I nonetheless wholeheartedly welcome the publication of the research, unlike some others who work in higher education, because it provides additional support for things many people suspected were true and begins to shine a torch on where policy might go next. Because data and evidence are the raw materials of academia, it is unconvincing when people working in universities argue that new evidence of this sort is ‘dangerous’.
It is true that some uncomfortable conclusions could be drawn by people who obsess about the private financial returns of higher education over other effects, such as the benefits to society. For example, taken at face value, this sort of research suggests lower-paid graduate professions, such as nursing, have little value. But that is not a difficult claim to disprove and, if there is a single group of people in society who should be able to contextualise unsettling findings, it is those who work with new knowledge inside universities day in and day out. It is not even hard to defend Creative Arts, which is the discipline that comes out worst from the research. As someone wise once said, it is science that lets people live longer but culture that means we want to.

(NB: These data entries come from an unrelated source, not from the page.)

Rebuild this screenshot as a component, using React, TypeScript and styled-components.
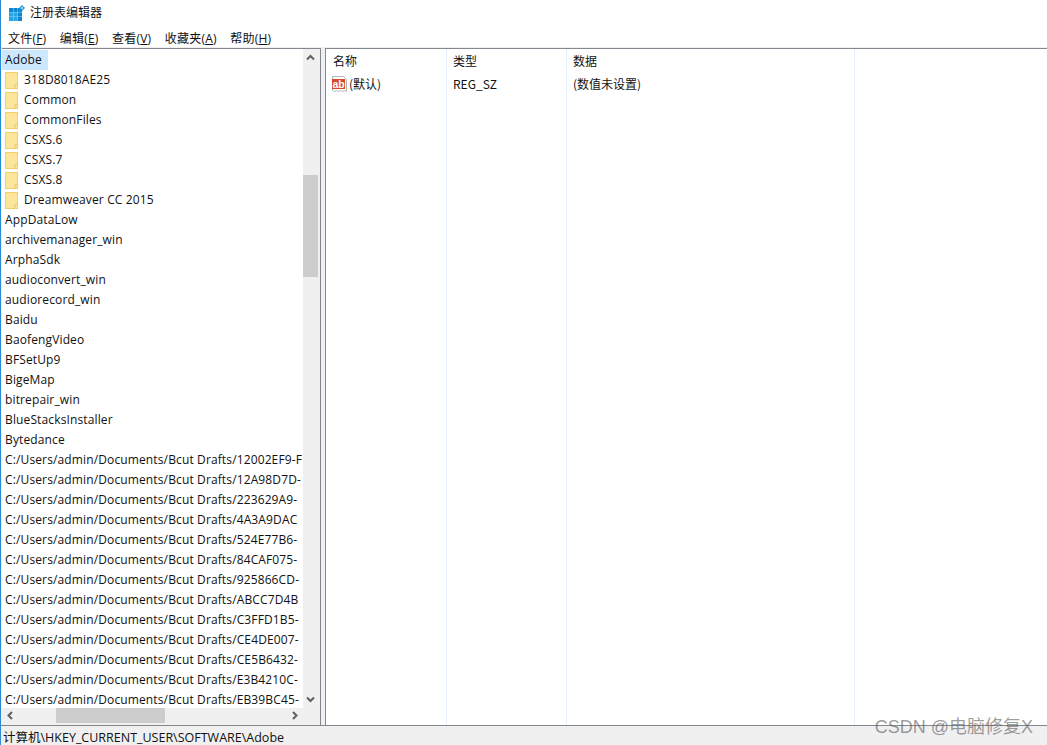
import styled, { createGlobalStyle } from 'styled-components'

const folders = ['318D8018AE25', 'Common', 'CommonFiles', 'CSXS.6', 'CSXS.7', 'CSXS.8', 'Dreamweaver CC 2015']

const keys = [
  'AppDataLow',
  'archivemanager_win',
  'ArphaSdk',
  'audioconvert_win',
  'audiorecord_win',
  'Baidu',
  'BaofengVideo',
  'BFSetUp9',
  'BigeMap',
  'bitrepair_win',
  'BlueStacksInstaller',
  'Bytedance',
]

const draftBase = 'C:/Users/admin/Documents/Bcut Drafts/'
const drafts = [
  '12002EF9-F',
  '12A98D7D-',
  '223629A9-',
  '4A3A9DAC',
  '524E77B6-',
  '84CAF075-',
  '925866CD-',
  'ABCC7D4B',
  'C3FFD1B5-',
  'CE4DE007-',
  'CE5B6432-',
  'E3B4210C-',
  'EB39BC45-',
]

const menus = [
  { label: '文件', key: 'F' },
  { label: '编辑', key: 'E' },
  { label: '查看', key: 'V' },
  { label: '收藏夹', key: 'A' },
  { label: '帮助', key: 'H' },
]

function AppIcon() {
  return (
    <svg width="17" height="16" viewBox="0 0 17 16">
      <rect x="0" y="3" width="13" height="13" fill="#8fd8f5" />
      <path d="M0 3h4v4H0zM4.500 3h4v4h-4zM9 3h4v4H9z" fill="#0f86cf" />
      <path d="M0 7.500h4v4H0zM4.500 7.500h4v4h-4zM0 12h4v4H0zM4.500 12h4v4h-4z" fill="#27a4e4" />
      <path d="M9 7.500h4v4H9zM9 12h4v4H9z" fill="#0f86cf" />
      <path d="M13 0l3 3-3 3-3-3z" fill="#2f9ad6" />
      <circle cx="13" cy="3" r="1" fill="#bfe6f8" />
    </svg>
  )
}

function FolderIcon() {
  return (
    <svg width="13" height="17" viewBox="0 0 13 17">
      <rect x="0.500" y="0.500" width="12" height="16" fill="#fde59a" stroke="#f0cf6a" />
      <path d="M10 16.500v-4h2.500" fill="none" stroke="#eccb68" />
    </svg>
  )
}

function StringIcon() {
  return (
    <svg width="17" height="18" viewBox="0 0 17 18">
      <path d="M1.500 1.500h11l3 3v12l-2-1-2 1-2-1-2 1-2-1-2 1-2-1z" fill="#fff" stroke="#b5b5b5" />
      <rect x="1" y="4" width="13" height="10" fill="#d8492a" />
      <text x="1.500" y="12.500" fontFamily="'Liberation Sans', sans-serif" fontSize="10.500" fontWeight="700" fill="#fff">ab</text>
    </svg>
  )
}

function Arrow({ d }: { d: string }) {
  return (
    <svg width="9" height="9" viewBox="0 0 9 9">
      <path d={d} fill="none" stroke="#606060" strokeWidth="2" />
    </svg>
  )
}

export default function App() {
  return (
    <>
      <GlobalStyle />
      <Window>
        <TitleBar>
          <TitleIcon>
            <AppIcon />
          </TitleIcon>
          <TitleText>注册表编辑器</TitleText>
        </TitleBar>
        <MenuBar>
          {menus.map(m => (
            <MenuItem key={m.key}>
              {m.label}(<u>{m.key}</u>)
            </MenuItem>
          ))}
        </MenuBar>
        <Panes>
          <TreePane>
            <TreeMain>
              <TreeList>
                <SelectedRow>Adobe</SelectedRow>
                {folders.map(f => (
                  <FolderRow key={f}>
                    <FolderIcon />
                    <FolderLabel>{f}</FolderLabel>
                  </FolderRow>
                ))}
                {keys.map(k => (
                  <KeyRow key={k}>{k}</KeyRow>
                ))}
                {drafts.map(d => (
                  <KeyRow key={d}>{draftBase + d}</KeyRow>
                ))}
              </TreeList>
              <VTrack>
                <VArrow>
                  <Arrow d="M1 6.500l3.500-3.500 3.500 3.500" />
                </VArrow>
                <VThumbSlot>
                  <VThumb />
                </VThumbSlot>
                <VArrow>
                  <Arrow d="M1 2.500l3.500 3.500 3.500-3.500" />
                </VArrow>
              </VTrack>
            </TreeMain>
            <HTrack>
              <HArrow>
                <Arrow d="M6 1l-3.500 3.500 3.500 3.500" />
              </HArrow>
              <HThumbSlot>
                <HThumb />
              </HThumbSlot>
              <HArrow>
                <Arrow d="M3 1l3.500 3.500-3.500 3.500" />
              </HArrow>
              <Corner />
            </HTrack>
          </TreePane>
          <ListPane>
            <HeaderRow>
              <NameCol>名称</NameCol>
              <TypeCol>类型</TypeCol>
              <DataCol>数据</DataCol>
            </HeaderRow>
            <ValueRow>
              <NameCol $first>
                <ValueIcon>
                  <StringIcon />
                </ValueIcon>
                <span>(默认)</span>
              </NameCol>
              <TypeCol>REG_SZ</TypeCol>
              <DataCol>(数值未设置)</DataCol>
            </ValueRow>
          </ListPane>
        </Panes>
        <StatusBar>计算机\HKEY_CURRENT_USER\SOFTWARE\Adobe</StatusBar>
        <Watermark>CSDN @电脑修复X</Watermark>
      </Window>
    </>
  )
}

const GlobalStyle = createGlobalStyle`
  html, body {
    margin: 0;
    padding: 0;
    background: #fff;
  }
`

const Window = styled.div`
  position: relative;
  width: 1047px;
  height: 745px;
  overflow: hidden;
  display: flex;
  flex-direction: column;
  box-sizing: border-box;
  border-left: 1px solid #2b8ad6;
  background: #f0f0f0;
  font-family: 'Open Sans', 'Noto Sans CJK SC', sans-serif;
  font-size: 12px;
  color: #111;
`

const TitleBar = styled.div`
  height: 24px;
  flex: none;
  display: flex;
  align-items: center;
  gap: 4px;
  padding-left: 8px;
  background: #fff;
`

const TitleIcon = styled.div`
  display: flex;
  margin-top: 2px;
`

const TitleText = styled.span`
  margin-top: -2px;
  font-family: 'Noto Sans CJK SC', sans-serif;
  font-size: 12px;
`

const MenuBar = styled.div`
  height: 23px;
  flex: none;
  box-sizing: border-box;
  display: flex;
  align-items: center;
  gap: 13.500px;
  padding: 5px 0 0 7px;
  background: #fff;
`

const MenuItem = styled.span`
  font-family: 'Open Sans', 'Noto Sans CJK SC', sans-serif;
  font-size: 12px;
  letter-spacing: 0.2px;
`

const Panes = styled.div`
  height: 677px;
  flex: none;
  margin-top: 1px;
  display: flex;
  gap: 4px;
  padding-left: 1px;
`

const TreePane = styled.div`
  width: 319px;
  box-sizing: border-box;
  display: flex;
  flex-direction: column;
  border: 1px solid #828790;
  border-left: 0;
  border-bottom: 0;
  background: #fff;
`

const TreeMain = styled.div`
  flex: 1;
  min-height: 0;
  display: flex;
`

const TreeList = styled.div`
  flex: 1;
  min-width: 0;
  overflow: hidden;
  letter-spacing: 0.13px;
`

const SelectedRow = styled.div`
  width: 46px;
  height: 20px;
  line-height: 19px;
  margin-top: 1px;
  padding-left: 3px;
  box-sizing: border-box;
  background: #cce8ff;
`

const FolderRow = styled.div`
  height: 20px;
  display: flex;
  align-items: center;
  gap: 6px;
  padding-left: 3px;
  white-space: nowrap;
`

const FolderLabel = styled.span`
  line-height: 20px;
`

const KeyRow = styled.div`
  height: 20px;
  line-height: 19px;
  padding-left: 3px;
  white-space: nowrap;
`

const VTrack = styled.div`
  width: 17px;
  flex: none;
  display: flex;
  flex-direction: column;
  background: #f0f0f0;
`

const VArrow = styled.div`
  height: 17px;
  flex: none;
  display: flex;
  align-items: center;
  justify-content: center;
  padding-right: 2px;
`

const VThumbSlot = styled.div`
  flex: 1;
  padding-top: 109px;
`

const VThumb = styled.div`
  width: 15px;
  height: 102px;
  background: #cdcdcd;
`

const HTrack = styled.div`
  height: 17px;
  flex: none;
  display: flex;
  background: #f0f0f0;
`

const HArrow = styled.div`
  width: 17px;
  height: 15px;
  flex: none;
  display: flex;
  align-items: center;
  justify-content: center;
`

const HThumbSlot = styled.div`
  flex: 1;
  padding-left: 37px;
`

const HThumb = styled.div`
  width: 109px;
  height: 15px;
  background: #cdcdcd;
`

const Corner = styled.div`
  width: 17px;
  flex: none;
`

const ListPane = styled.div`
  flex: 1;
  box-sizing: border-box;
  border: 1px solid #828790;
  border-right: 0;
  border-bottom: 0;
  background: #fff;
  background-image: linear-gradient(#e5eefb, #e5eefb), linear-gradient(#e5eefb, #e5eefb), linear-gradient(#e5eefb, #e5eefb);
  background-size: 1px 100%;
  background-repeat: no-repeat;
  background-position: 120px 0, 240px 0, 528px 0;
`

const HeaderRow = styled.div`
  display: flex;
  height: 22px;
  align-items: center;
  font-family: 'Noto Sans CJK SC', sans-serif;
`

const ValueRow = styled.div`
  display: flex;
  height: 24px;
  align-items: center;
  font-family: 'Noto Sans CJK SC', sans-serif;
`

const NameCol = styled.div<{ $first?: boolean }>`
  width: 120px;
  box-sizing: border-box;
  padding-left: ${p => (p.$first ? '5px' : '7px')};
  display: flex;
  align-items: center;
  gap: 1px;
`

const ValueIcon = styled.span`
  display: flex;
  margin-top: 2px;
`

const TypeCol = styled.div`
  width: 120px;
  box-sizing: border-box;
  padding-left: 7px;
`

const DataCol = styled.div`
  width: 288px;
  box-sizing: border-box;
  padding-left: 7px;
`

const StatusBar = styled.div`
  flex: 1;
  min-height: 0;
  display: flex;
  align-items: center;
  padding: 1px 0 0 2px;
  border-top: 1px solid #828790;
  font-size: 12.500px;
  font-family: 'Open Sans', 'Noto Sans CJK SC', sans-serif;
`

const Watermark = styled.div`
  position: absolute;
  right: 14px;
  bottom: 7px;
  font-family: 'Liberation Sans', 'Noto Sans CJK SC', sans-serif;
  font-size: 18px;
  color: rgba(90, 90, 90, 0.6);
`
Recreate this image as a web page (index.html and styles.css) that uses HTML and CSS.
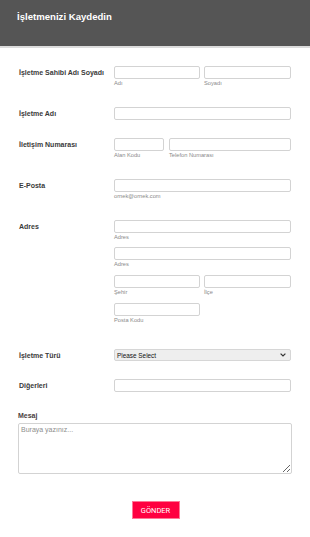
FILE: index.html
```html
<!DOCTYPE html>
<html lang="tr">
<head>
<meta charset="utf-8">
<title>İşletmenizi Kaydedin</title>
<link rel="stylesheet" href="styles.css">
</head>
<body>
<form class="form">
  <header class="header">
    <h1 class="title">İşletmenizi Kaydedin</h1>
  </header>
  <ul class="fields">
    <li class="row">
      <label class="label">İşletme Sahibi Adı Soyadı</label>
      <div class="control split">
        <div class="part"><input class="input"><span class="sub">Adı</span></div>
        <div class="part"><input class="input"><span class="sub">Soyadı</span></div>
      </div>
    </li>
    <li class="row">
      <label class="label">İşletme Adı</label>
      <div class="control"><input class="input"></div>
    </li>
    <li class="row">
      <label class="label">İletişim Numarası</label>
      <div class="control phone">
        <div class="part"><input class="input"><span class="sub">Alan Kodu</span></div>
        <div class="part"><input class="input"><span class="sub">Telefon Numarası</span></div>
      </div>
    </li>
    <li class="row">
      <label class="label">E-Posta</label>
      <div class="control"><input class="input"><span class="sub">ornek@ornek.com</span></div>
    </li>
    <li class="row address">
      <label class="label">Adres</label>
      <div class="control stack">
        <div class="part"><input class="input"><span class="sub">Adres</span></div>
        <div class="part"><input class="input"><span class="sub">Adres</span></div>
        <div class="split">
          <div class="part"><input class="input"><span class="sub">Şehir</span></div>
          <div class="part"><input class="input"><span class="sub">İlçe</span></div>
        </div>
        <div class="split">
          <div class="part"><input class="input"><span class="sub">Posta Kodu</span></div>
        </div>
      </div>
    </li>
    <li class="row">
      <label class="label">İşletme Türü</label>
      <div class="control">
        <div class="select"><span>Please Select</span>
          <svg class="chev" width="6" height="4" viewBox="0 0 6 4"><path d="M0.6 0.6 L3 3 L5.4 0.6" fill="none" stroke="#333" stroke-width="1.2"/></svg>
        </div>
      </div>
    </li>
    <li class="row">
      <label class="label">Diğerleri</label>
      <div class="control"><input class="input"></div>
    </li>
    <li class="message">
      <label class="label">Mesaj</label>
      <textarea class="textarea" placeholder="Buraya yazınız..."></textarea>
    </li>
    <li class="actions">
      <button type="button" class="submit">GÖNDER</button>
    </li>
  </ul>
</form>
</body>
</html>
```
FILE: styles.css
```css
* { box-sizing: border-box; }
html, body { margin: 0; padding: 0; background: #fff; }
body { font-family: "Liberation Sans", Arial, sans-serif; color: #333; }
.form { width: 310px; }
.header {
  background: #555555;
  height: 48px;
  border-bottom: 2px solid #dcdcdc;
  padding: 11px 17px 0;
}
.title {
  margin: 0;
  font-size: 9.6px;
  line-height: 12px;
  font-weight: bold;
  color: #fff;
}
.fields { list-style: none; margin: 0; padding: 9px 0 0; }
.row {
  display: grid;
  grid-template-columns: 95px 177px;
  padding: 9px 0 9px 19px;
  align-items: start;
}
.label {
  font-size: 7px;
  line-height: 9px;
  font-weight: bold;
  color: #3a3a3a;
  padding-top: 2px;
}
.control { display: flex; flex-direction: column; }
.input {
  display: block;
  width: 100%;
  height: 13px;
  margin: 0;
  border: 1px solid #d3d3d3;
  border-radius: 2px;
  background: #fff;
  padding: 0;
}
.sub {
  display: block;
  font-size: 5.7px;
  line-height: 7px;
  margin-top: 1px;
  height: 9px;
  color: #8a8a8a;
}
.split { display: grid; grid-template-columns: 86px 87px; column-gap: 4px; }
.phone { display: grid; grid-template-columns: 50px 122px; column-gap: 5px; }
.stack { gap: 4px; }
.stack > .split { margin-top: 1px; }
.address { padding-bottom: 14px; }
.select {
  display: flex;
  align-items: center;
  justify-content: space-between;
  height: 12px;
  border: 1px solid #d6d6d6;
  border-radius: 2px;
  background: #eeeeee;
  padding: 0 4px 0 2px;
  font-size: 6.4px;
  color: #111;
}
.chev { display: block; }
.message { padding: 10px 0 0 18px; }
.message .label { display: block; padding: 0; color: #4a4040; }
.textarea {
  display: block;
  width: 274px;
  height: 51px;
  margin-top: 3px;
  border: 1px solid #d3d3d3;
  border-radius: 2px;
  padding: 2px 2px;
  font-family: "Liberation Sans", Arial, sans-serif;
  font-size: 7px;
  line-height: 8px;
  color: #333;
}
.textarea::placeholder { color: #8e8e8e; }
.actions { display: flex; justify-content: center; padding-top: 27px; }
.submit {
  width: 48px;
  height: 18px;
  background: #ff0040;
  border: 1px solid #ff7896;
  color: #fff;
  font-family: Roboto, "Liberation Sans", sans-serif;
  font-size: 7.5px;
  padding: 0;
  margin-left: 1px;
}
```
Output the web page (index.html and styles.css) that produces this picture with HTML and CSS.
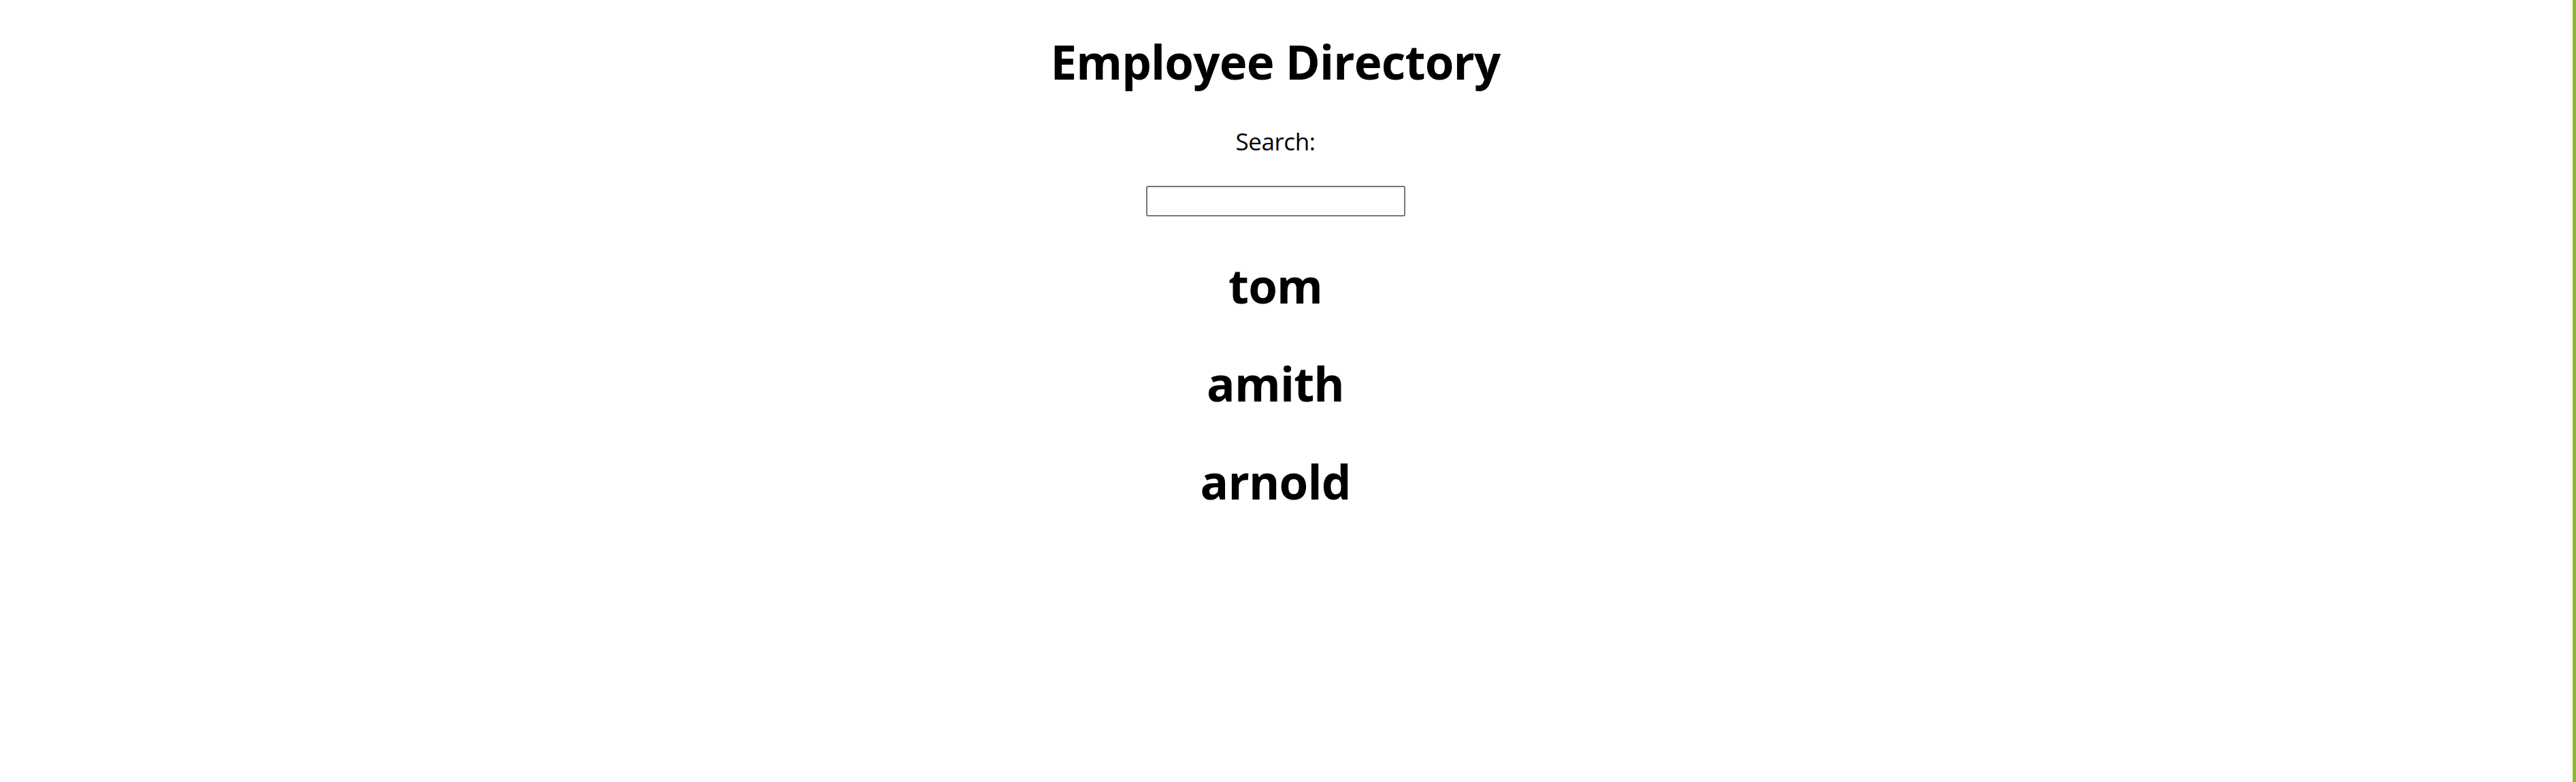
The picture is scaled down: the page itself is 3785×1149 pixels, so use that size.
FILE: index.html
```html
<!DOCTYPE html>
<html lang="en">
<head>
<meta charset="utf-8">
<title>Employee Directory</title>
<link rel="stylesheet" href="styles.css">
</head>
<body>
<div class="page">
  <h1 class="title">Employee Directory</h1>
  <label class="search-label" for="search">Search:</label>
  <input class="search-input" id="search" type="text">
  <div class="names">
    <h1 class="name">tom</h1>
    <h1 class="name">amith</h1>
    <h1 class="name">arnold</h1>
  </div>
</div>
<div class="edge"></div>
</body>
</html>
```
FILE: styles.css
```css
html, body {
  margin: 0;
  padding: 0;
  height: 100%;
  background: #ffffff;
}
body {
  display: flex;
  font-family: "Open Sans", "Noto Sans", sans-serif;
  color: #000000;
}
.page {
  flex: 1;
  display: flex;
  flex-direction: column;
  align-items: center;
  padding: 55.7px 32px 0 0;
}
.title {
  margin: 0;
  font-size: 69px;
  line-height: 1;
  font-weight: 700;
  letter-spacing: -0.8px;
}
.search-label {
  display: block;
  margin-top: 65.2px;
  font-size: 35px;
  line-height: 1;
  font-weight: 400;
  letter-spacing: -0.4px;
}
.search-input {
  box-sizing: border-box;
  margin: 48.1px 0 0 0;
  width: 381px;
  height: 45px;
  border: 2px solid #767676;
  border-radius: 3px;
  padding: 0 4px;
  font-size: 30px;
  background: #ffffff;
}
.names {
  display: flex;
  flex-direction: column;
  align-items: center;
  gap: 75px;
  margin-top: 66.7px;
}
.name {
  margin: 0;
  font-size: 69px;
  line-height: 1;
  font-weight: 700;
  letter-spacing: -0.8px;
}
.edge {
  width: 5px;
  flex: none;
  background: #8abd2c;
}
```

Other countries are similarly exploring the uses of such data, and the UK will be left behind if we do not do the same. In the United States, for example, eligibility for student aid is being linked to whether a course provides ‘gainful employment’ – defined as by whether student loan repayments exceed 20% of someone’s discretionary income or 8% of their total earnings. Indeed, this is turning out to be Obama’s key way of tackling the scandal of for-profit colleges providing poor education.
So the really important thing about the new research is that the genie is out of the bottle, as Alison Goddard put it in a recent 8am HE Playbook (£). Today’s report is likely to be the first of many, not least because the law has recently changed to make it much easier for researchers to link official datasets.
Moreover, just last month, in the small print of the Budget, the Government committed itself to bringing ‘together information about the wages of graduates of different courses and the financial support available across further and higher education to ensure that people can make informed decisions about the right courses for them.’ That means we can be certain that if others don’t, Ministers will.